━━ INFORMATION SUPPLIED ━━

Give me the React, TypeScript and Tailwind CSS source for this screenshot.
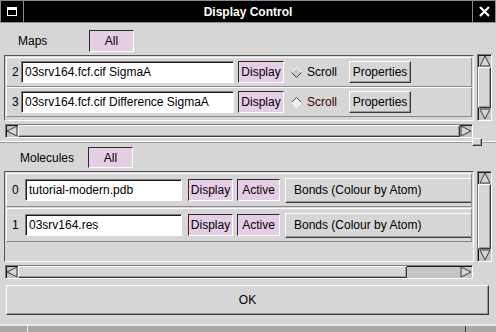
import React from "react";

const raised =
  "border border-t-white border-l-white border-r-[#3a3a3a] border-b-[#3a3a3a] shadow-[inset_-1px_-1px_0_#9a9a9a]";
const pressed =
  "border border-t-[#2a2a2a] border-l-[#2a2a2a] border-r-white border-b-white bg-[#e6cde6]";
const sunken =
  "border border-t-[#7c7c7c] border-l-[#7c7c7c] border-r-white border-b-white shadow-[inset_1px_1px_0_#1a1a1a]";

type Dir = "up" | "down" | "left" | "right";

const Arrow = ({ dir }: { dir: Dir }) => {
  const pts = {
    up: "6,1 11,11 1,11",
    down: "1,1 11,1 6,11",
    left: "1,6 11,1 11,11",
    right: "1,1 11,6 1,11",
  }[dir];
  return (
    <svg width="12" height="12" viewBox="0 0 12 12" className="block">
      <polygon points={pts} fill="#d6d6d6" stroke="#3a3a3a" strokeWidth="1" />
    </svg>
  );
};

const Diamond = ({ on }: { on?: boolean }) => (
  <svg width="11" height="11" viewBox="0 0 11 11" className="block">
    <polygon points="5.5,0.5 10.5,5.5 5.5,10.5 0.5,5.5" fill={on ? "#f4eef4" : "#c8c8c8"} />
    <polyline points="0.5,5.5 5.5,0.5 10.5,5.5" fill="none" stroke={on ? "#5a3a5a" : "#ffffff"} />
    <polyline points="0.5,5.5 5.5,10.5 10.5,5.5" fill="none" stroke={on ? "#ffffff" : "#444444"} />
  </svg>
);

const HScroll = ({ thumb }: { thumb: number }) => (
  <div className={`ml-[1px] w-[468px] h-[14px] flex bg-[#c4c4c4] ${sunken}`}>
    <div className="w-[12px] h-full flex items-center justify-center">
      <Arrow dir="left" />
    </div>
    <div className="flex-1 flex">
      <div className={`h-full bg-[#d6d6d6] ${raised}`} style={{ width: thumb }} />
    </div>
    <div className="w-[12px] h-full flex items-center justify-center">
      <Arrow dir="right" />
    </div>
  </div>
);

const VScroll = ({ h }: { h: string }) => (
  <div className={`w-[15px] ${h} flex flex-col bg-[#c4c4c4] ${sunken}`}>
    <div className="h-[12px] flex items-center justify-center">
      <Arrow dir="up" />
    </div>
    <div className={`flex-1 bg-[#d6d6d6] ${raised}`} />
    <div className="h-[12px] flex items-center justify-center">
      <Arrow dir="down" />
    </div>
  </div>
);

const MapRow = ({ n, name, on }: { n: string; name: string; on?: boolean }) => (
  <div className={`h-[30px] flex items-center ${raised} shadow-none border-r-[#8a8a8a] border-b-[#8a8a8a]`}>
    <span className="w-[14px] shrink-0 pl-[5px]">{n}</span>
    <div className={`w-[213px] shrink-0 h-[22px] bg-white flex items-center pl-[3px] ${sunken}`}>{name}</div>
    <div className={`ml-[4px] shrink-0 w-[46px] h-[22px] flex items-center justify-center ${pressed}`}>Display</div>
    <div className="w-[65px] shrink-0 flex items-center pl-[7px] gap-[5px]">
      <Diamond on={on} />
      <span className={on ? "text-[#400000]" : ""}>Scroll</span>
    </div>
    <div className={`w-[62px] shrink-0 h-[22px] flex items-center justify-center ${raised}`}>Properties</div>
  </div>
);

const MolRow = ({ n, name }: { n: string; name: string }) => (
  <div className={`h-[34px] mb-[1px] flex items-center overflow-hidden ${raised} shadow-none border-r-[#8a8a8a] border-b-[#8a8a8a]`}>
    <span className="w-[18px] shrink-0 pl-[5px]">{n}</span>
    <div className={`w-[157px] shrink-0 h-[22px] bg-white flex items-center pl-[3px] ${sunken}`}>{name}</div>
    <div className={`ml-[6px] shrink-0 w-[45px] h-[22px] flex items-center justify-center ${pressed}`}>Display</div>
    <div className={`ml-[4px] shrink-0 w-[43px] h-[22px] flex items-center justify-center ${pressed}`}>Active</div>
    <div className={`ml-[5px] shrink-0 w-[220px] h-[25px] flex items-center pl-[8px] ${raised}`}>
      Bonds (Colour by Atom)
    </div>
  </div>
);

export default function App() {
  return (
    <div className="w-[496px] h-[332px] overflow-hidden bg-[#d6d6d6] flex flex-col font-['Liberation_Sans',Arial,sans-serif] text-[12px] text-black">
      {/* title bar */}
      <div className="h-[23px] shrink-0 flex bg-black border border-[#8c8c8c]">
        <div className="w-[23px] border-r border-[#8c8c8c] flex items-center justify-center">
          <div className="w-[10px] h-[9px] border border-white border-t-[3px]" />
        </div>
        <div className="flex-1 flex items-center justify-center text-white font-bold text-[12px]">
          Display Control
        </div>
        <div className="w-[23px] border-l border-[#8c8c8c] flex items-center justify-center">
          <svg width="11" height="11" viewBox="0 0 11 11">
            <path d="M1 1 L10 10 M10 1 L1 10" stroke="white" strokeWidth="2.2" />
          </svg>
        </div>
      </div>

      {/* maps header */}
      <div className="h-[32px] shrink-0 flex items-start">
        <div className="mt-[7px] h-[22px] flex items-center">
          <span className="w-[89px] pl-[18px]">Maps</span>
          <div className={`w-[45px] h-[22px] flex items-center justify-center ${pressed}`}>All</div>
        </div>
      </div>

      {/* maps list */}
      <div className="flex shrink-0">
        <div className="ml-[4px] w-[470px] flex flex-col">
          <div className="h-[66px] px-[1px] pt-[1px] overflow-hidden border border-t-[#555] border-l-[#555] border-r-white border-b-white">
            <MapRow n="2" name="03srv164.fcf.cif SigmaA" />
            <MapRow n="3" name="03srv164.fcf.cif Difference SigmaA" on />
          </div>
          <div className="mt-[3px]">
            <HScroll thumb={442} />
          </div>
        </div>
        <div className="ml-[3px] -mt-[1px]">
          <VScroll h="h-[67px]" />
        </div>
      </div>

      {/* pane separator */}
      <div className="h-[8px] shrink-0 flex items-center">
        <div className="w-[472px] h-[2px] border-t border-white border-b border-b-[#9a9a9a]" />
        <div className={`w-[10px] h-[8px] bg-[#d6d6d6] ${raised}`} />
        <div className="flex-1 h-[2px] border-t border-white border-b border-b-[#9a9a9a]" />
      </div>

      {/* molecules header */}
      <div className="h-[25px] shrink-0 flex items-start">
        <div className="mt-[1px] h-[21px] flex items-center">
          <span className="w-[88px] pl-[20px]">Molecules</span>
          <div className={`w-[45px] h-[21px] flex items-center justify-center ${pressed}`}>All</div>
        </div>
      </div>

      {/* molecules list */}
      <div className="flex shrink-0">
        <div className="ml-[4px] w-[470px] flex flex-col">
          <div className="h-[91px] px-[1px] pt-[1px] overflow-hidden border border-t-[#555] border-l-[#555] border-r-white border-b-white">
            <MolRow n="0" name="tutorial-modern.pdb" />
            <MolRow n="1" name="03srv164.res" />
          </div>
          <div className="mt-[3px]">
            <HScroll thumb={389} />
          </div>
        </div>
        <div className="ml-[3px]">
          <VScroll h="h-[91px]" />
        </div>
      </div>

      {/* ok */}
      <div className={`mt-[6px] ml-[6px] w-[483px] h-[30px] shrink-0 flex items-center justify-center ${raised}`}>
        OK
      </div>

      {/* strip of window below */}
      <div className="mt-[9px] flex-1 flex bg-[#a9a9a9] border-t-2 border-[#e8e8e8]">
        <div className="w-[28px] border-r border-[#efefef]" />
        <div className="w-[438px] border-r border-[#3a3a3a]" />
        <div className="flex-1" />
      </div>
    </div>
  );
}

━━━

• WHAT THE TASK ASKS:
Go through the material above and count the lines that contain "React"; answer with the number alone.

• EXERCISE RESULT:
2